Researchers from the University of Regensburg, led by Professor Dr. Jascha Repp from the Institute of Experimental and Applied Physics, have now integrated electron spin resonance into atomic force microscopy. It is essential to note that electron spin resonance is recorded directly with the microscope's tip, so the signal originates from a single, individual molecule. Consequently, scientists can characterize individual molecules. This immediately allowed identifying the atoms comprising the molecule under investigation. "We even managed to distinguish molecules that differ not in the type of atoms they consist of but only in their isotopes, i.e., the composition of the atoms' nuclei," adds Lisanne Sellies, the first author of this study.

"However, another intriguing possibility brought by electron spin resonance has captured our attention even more," explains Professor Repp. "This technique can be used to control the spin quantum state of electrons present in a molecule."

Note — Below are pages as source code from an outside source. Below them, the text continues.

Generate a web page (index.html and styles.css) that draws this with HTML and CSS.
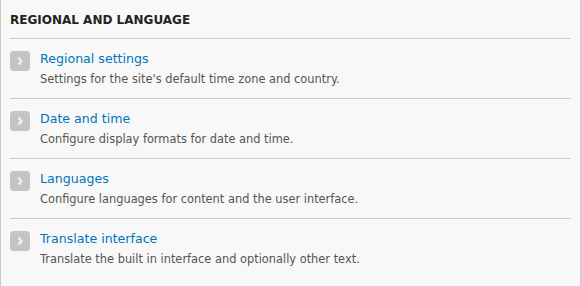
FILE: index.html
```html
<!DOCTYPE html>
<html lang="en">
<head>
  <meta charset="UTF-8">
  <title>Regional and language</title>
  <link rel="stylesheet" href="styles.css">
</head>
<body>
  <div class="panel">
    <h2 class="panel-title">Regional and language</h2>
    <ul class="admin-list">
      <li>
        <span class="arrow"><svg width="8" height="10" viewBox="0 0 8 10"><path d="M2.5 1.5 L5.5 5 L2.5 8.5" fill="none" stroke="#f4f4f4" stroke-width="2"/></svg></span>
        <div class="item-text">
          <a href="#">Regional settings</a>
          <p>Settings for the site's default time zone and country.</p>
        </div>
      </li>
      <li>
        <span class="arrow"><svg width="8" height="10" viewBox="0 0 8 10"><path d="M2.5 1.5 L5.5 5 L2.5 8.5" fill="none" stroke="#f4f4f4" stroke-width="2"/></svg></span>
        <div class="item-text">
          <a href="#">Date and time</a>
          <p>Configure display formats for date and time.</p>
        </div>
      </li>
      <li>
        <span class="arrow"><svg width="8" height="10" viewBox="0 0 8 10"><path d="M2.5 1.5 L5.5 5 L2.5 8.5" fill="none" stroke="#f4f4f4" stroke-width="2"/></svg></span>
        <div class="item-text">
          <a href="#">Languages</a>
          <p>Configure languages for content and the user interface.</p>
        </div>
      </li>
      <li>
        <span class="arrow"><svg width="8" height="10" viewBox="0 0 8 10"><path d="M2.5 1.5 L5.5 5 L2.5 8.5" fill="none" stroke="#f4f4f4" stroke-width="2"/></svg></span>
        <div class="item-text">
          <a href="#">Translate interface</a>
          <p>Translate the built in interface and optionally other text.</p>
        </div>
      </li>
    </ul>
  </div>
</body>
</html>
```

FILE: styles.css
```css
html, body {
  margin: 0;
  height: 100%;
}
body {
  font-family: "DejaVu Sans", Verdana, sans-serif;
  background: #f8f8f8;
}
.panel {
  box-sizing: border-box;
  height: 100%;
  padding: 0 9px;
  border-left: 1px solid #ccc;
  border-right: 1px solid #ccc;
  background: #f8f8f8;
}
.panel-title {
  margin: 0;
  padding: 12px 0 9px;
  font-size: 12px;
  line-height: 17px;
  font-weight: bold;
  text-transform: uppercase;
  color: #222;
  border-bottom: 1px solid #ccc;
}
.admin-list {
  list-style: none;
  margin: 0;
  padding: 0;
}
.admin-list li {
  display: flex;
  gap: 10px;
  height: 60px;
  padding-top: 12px;
  box-sizing: border-box;
  border-bottom: 1px solid #ccc;
}
.admin-list li:last-child {
  border-bottom: none;
}
.arrow {
  flex: none;
  display: flex;
  align-items: center;
  justify-content: center;
  width: 20px;
  height: 20px;
  border-radius: 4px;
  background: #c4c4c4;
}
.item-text {
  margin-top: -1px;
}
.admin-list a {
  display: block;
  font-size: 12.6px;
  line-height: 18px;
  color: #0074bd;
  text-decoration: none;
}
.admin-list p {
  margin: 3px 0 0;
  font-size: 11.4px;
  line-height: 16px;
  color: #555;
}
```
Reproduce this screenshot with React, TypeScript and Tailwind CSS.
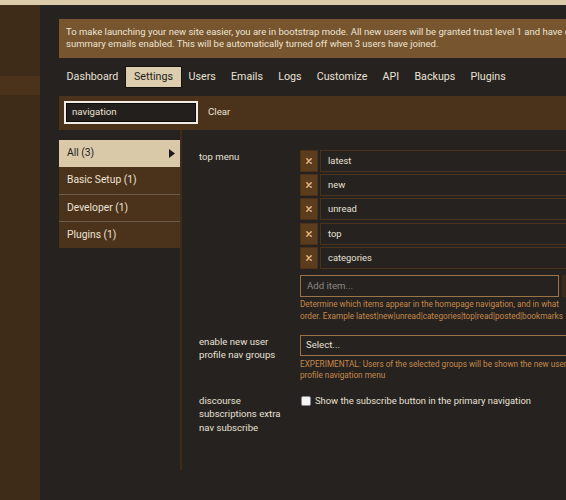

This is illustrated in the figure by small colored arrows. But why is this interesting? Quantum computers store and process information encoded in a quantum state. To perform calculations, quantum computers need to manipulate the quantum state without losing information due to the so-called decoherence. It is worth noting that decoherence is the process of breaking the coherence, the connection between two quantum entangled particles, caused by the interaction of the quantum-mechanical system with the environment through an irreversible thermodynamic process.

Researchers from Regensburg have demonstrated that with their new technique, they can manipulate the spin quantum state in a single molecule multiple times before this state decays. Since the microscopy method allows obtaining images of individual molecular neighborhoods, the new methodology may help understand how decoherence in a quantum computer depends on the atomic environment and, ultimately, how to avoid it. This is a path to simpler and, most importantly, more accurate quantum computations.